去年、『anan』の表紙写真に思わず目を奪われた。
自分がポートレート写真にハマっていた、絶頂のときだった。
(誰だ、この写真を撮ったのは)
一目散に目次を開いた。
「撮影:長島有里枝」の文字を見て、ぼくは嬉しくなった。
長島有里枝さんと初めて出会ったのは、昨年4月、出張中の機内でのことだった。
といっても、生身の人間と会ったわけではない。機内誌を読んでいたら、その最初のエッセイを書いていたのが、長島さんだった。
こんな文章だった。
「母の音」
ロンドンに行こうと決めたのは、パンクロックが発祥したもう一つの都市NYより危なくなさそうだったからだ。わたしは18歳の美大生で、高校時代にはなかった自由を手にしていた。短期のバイトで知り合ったひとつ年上の子に誘われ、一年で運賃がもっとも安い、2月発の航空券にバイト代をつぎ込んだ。バックパックひとつ背負って、現地で宿を探す旅は初めてだったが、なんとかなると楽観していた。出発3週間前のある日、やっぱり行かないという電話を、彼女から受けるまでは。
「中止なんてもったいない、一人でも行けばいいのに」。テーブルの上の、無造作に投げ出された郵便物やスーパーで買った品々を脇に押しやったあと、餡ドーナツを袋からつまみあげて口に放り込み、もぐもぐしながら母は言った。もっと心配してもらえると思っていたから、なんだか腹が立った。
母とうまくいかなくなったのは、10代になってすぐだ。台所とわたしの部屋は、叩くと厚さが1センチないんじゃないかという音のする、薄っぺらな壁で仕切られていた。不器用な母が立てる騒々しい生活音は、いつもその壁をするりと抜け、わたしの四畳半に不法侵入した。ガシャン、となにかが落ちる音、父との口論、深いため息。思春期のわたしに、母は近すぎた。ヘッドフォンの中に閉じこもっても、ノックもせず部屋に入ってくる母からは逃げられない。旅をキャンセルしなかったのは、そういう意味でも、母の「後押し」のおかげだった。
ロンドンに母の音はなかった。次の夏も、そのあとの冬も、わたしは一人でヨーロッパに出かけた。
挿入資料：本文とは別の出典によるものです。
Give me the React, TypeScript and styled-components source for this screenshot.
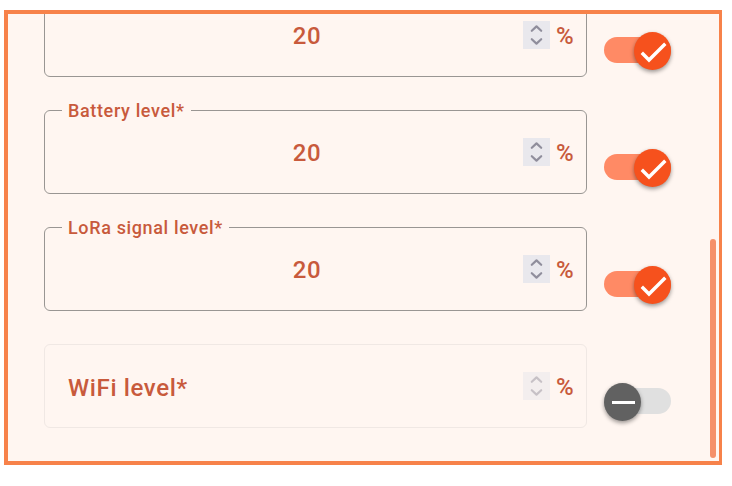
import React, { useId, useState } from "react";
import styled, { createGlobalStyle } from "styled-components";

const color = {
  frame: "#f7824a",
  surface: "#fff6f1",
  text: "#c85a3c",
  outline: "#999693",
  outlineDisabled: "#f0e8e4",
};

const GlobalStyle = createGlobalStyle`
  *, *::before, *::after { box-sizing: border-box; }
  body { margin: 0; background: #fff; font-family: Roboto, sans-serif; font-weight: 500; }
`;

const Page = styled.main`
  height: 100vh;
  padding: 10px 10px 21px 4px;
`;

const Panel = styled.section`
  position: relative;
  display: flex;
  flex-direction: column;
  justify-content: flex-end;
  height: 100%;
  overflow: hidden;
  border: solid ${color.frame};
  border-width: 4px 3px 4px 4px;
  background: ${color.surface};
`;

const ScrollThumb = styled.div`
  position: absolute;
  right: 3px;
  bottom: 3px;
  width: 6px;
  height: 49%;
  border-radius: 3px;
  background: #f5906a;
`;

const Form = styled.form`
  display: flex;
  flex-direction: column;
  flex-shrink: 0;
  gap: 33px;
  padding: 0 48px 33px 36px;
`;

const Row = styled.div`
  display: flex;
  align-items: flex-end;
  gap: 17px;
`;

const Field = styled.div<{ $disabled: boolean }>`
  position: relative;
  display: flex;
  flex: 1;
  align-items: center;
  min-width: 0;
  height: 84px;
  padding-right: 6px;
  border: 1px solid ${(p) => (p.$disabled ? color.outlineDisabled : color.outline)};
  border-radius: 6px;
  color: ${color.text};
  letter-spacing: 0.04em;
`;

const Label = styled.label<{ $floating: boolean }>`
  position: absolute;
  left: 17px;
  top: ${(p) => (p.$floating ? "-12px" : "27px")};
  padding: 0 6px;
  background: ${color.surface};
  font-size: ${(p) => (p.$floating ? "18px" : "24px")};
  line-height: ${(p) => (p.$floating ? "24px" : "32px")};
  white-space: nowrap;
`;

const NumberInput = styled.input`
  flex: 1;
  min-width: 0;
  height: 100%;
  padding: 2px 0 0 46px;
  border: 0;
  outline: 0;
  background: transparent;
  color: inherit;
  font: 500 24px Roboto, sans-serif;
  letter-spacing: inherit;
  text-align: center;
  appearance: textfield;

  &::-webkit-inner-spin-button {
    display: none;
  }
`;

const Stepper = styled.div<{ $disabled: boolean }>`
  display: flex;
  flex-direction: column;
  width: 27px;
  background: #e9e8ed;
  opacity: ${(p) => (p.$disabled ? 0.5 : 1)};
`;

const StepButton = styled.button`
  display: flex;
  justify-content: center;
  align-items: center;
  height: 14px;
  padding: 0;
  border: 0;
  background: transparent;
  color: #908e9c;
`;

const Unit = styled.span`
  width: 24px;
  margin-left: 6px;
  padding-top: 2px;
  font-size: 24px;
  line-height: 32px;
  letter-spacing: 0;
`;

const Switch = styled.label`
  position: relative;
  flex: none;
  width: 67px;
  height: 38px;
  margin-bottom: 7px;
  padding: 5px 0 7px;
`;

const SwitchInput = styled.input`
  display: block;
  width: 100%;
  height: 100%;
  margin: 0;
  border-radius: 13px;
  appearance: none;
  background: #e0e0e0;

  &:checked {
    background: #ff8a65;
  }
`;

const Thumb = styled.span<{ $on: boolean }>`
  position: absolute;
  top: 0;
  left: ${(p) => (p.$on ? "30px" : "0")};
  display: flex;
  width: 37px;
  height: 38px;
  border-radius: 50%;
  background: ${(p) => (p.$on ? "#f6511d" : "#616161")};
  box-shadow: 0 2px 4px rgba(0, 0, 0, 0.4);
  pointer-events: none;
`;

function Chevron({ up = false }: { up?: boolean }) {
  return (
    <svg width="27" height="14" viewBox="0 0 27 14" fill="none" stroke="currentColor" strokeWidth="2.2" strokeLinecap="round" strokeLinejoin="round" aria-hidden="true">
      <path d={up ? "M8.8 9.8 13.5 5.4 18.2 9.8" : "M8.8 17.8 13.5 22.2 18.2 17.8"} transform={up ? undefined : "translate(0 -13.6)"} />
    </svg>
  );
}

function ThumbIcon({ on }: { on: boolean }) {
  return (
    <svg width="37" height="38" viewBox="0 0 37 38" fill="none" stroke="#fff" strokeWidth={on ? 3.4 : 3} aria-hidden="true">
      <path d={on ? "M7.8 20.8 15 28 31.3 11.7" : "M8 19.5H31"} />
    </svg>
  );
}

interface LevelProps {
  label?: string;
  name: string;
  initial: string;
  initiallyOn: boolean;
}

function LevelRow({ label, name, initial, initiallyOn }: LevelProps) {
  const id = useId();
  const [value, setValue] = useState(initial);
  const [on, setOn] = useState(initiallyOn);
  const step = (delta: number) =>
    setValue((v) => String(Math.min(100, Math.max(0, Number(v) + delta))));

  return (
    <Row>
      <Field $disabled={!on}>
        <NumberInput
          id={id}
          type="number"
          min={0}
          max={100}
          value={value}
          disabled={!on}
          aria-label={label ? undefined : name}
          onChange={(e) => setValue(e.target.value)}
        />
        {label && (
          <Label htmlFor={id} $floating={value !== ""}>
            {label}
          </Label>
        )}
        <Stepper $disabled={!on}>
          <StepButton type="button" aria-label={`Increase ${name}`} disabled={!on} onClick={() => step(1)}>
            <Chevron up />
          </StepButton>
          <StepButton type="button" aria-label={`Decrease ${name}`} disabled={!on} onClick={() => step(-1)}>
            <Chevron />
          </StepButton>
        </Stepper>
        <Unit>%</Unit>
      </Field>
      <Switch>
        <SwitchInput
          type="checkbox"
          role="switch"
          aria-label={`Enable ${name}`}
          checked={on}
          onChange={(e) => setOn(e.target.checked)}
        />
        <Thumb $on={on}>
          <ThumbIcon on={on} />
        </Thumb>
      </Switch>
    </Row>
  );
}

export default function App() {
  return (
    <>
      <GlobalStyle />
      <Page>
        <Panel>
          <Form>
            <LevelRow name="level" initial="20" initiallyOn />
            <LevelRow label="Battery level*" name="battery level" initial="20" initiallyOn />
            <LevelRow label="LoRa signal level*" name="LoRa signal level" initial="20" initiallyOn />
            <LevelRow label="WiFi level*" name="WiFi level" initial="" initiallyOn={false} />
          </Form>
          <ScrollThumb />
        </Panel>
      </Page>
    </>
  );
}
自分も親になって初めてわかるのは、絵はがきを一枚送ったきり、まるだ音沙汰のない娘を信じて待った、母の強靭さだ。しかしふと、あのときの母の言葉に隠されていたかもしれない別の意味が思い浮かぶ。18年ものあいだ、たったの3週間でさえ、子育てから解放されたことがなかった母は、なんとしても娘を旅立たせたかったんじゃないか。そう考えると妙に納得がいき、珍しくわたしは、愉快な気持ちで母に共感できるのだ。(長島有里枝)
衝撃が走った。なんという素晴らしい文章なのだろう。
しかし、長島さんのプロフィールを見て、さらに驚いた。本職は写真家なのだという。とても写真家が書く文章ではない。
帰ってから、ぼくは長島さんの本を買った。『背中の記憶』という本だった。
このエッセイ集もまた、機内誌と同じ衝撃を受けた。とくに最初と最後の話。
「写真は見たものしか写らないが、文章は心を通して自分の思ったことが書ける」
簡潔で、表現力豊かで、ありありと映像が浮かんでくる長島さんのような文章を、ぼくもいつか書けるようになりたいと思うのだ。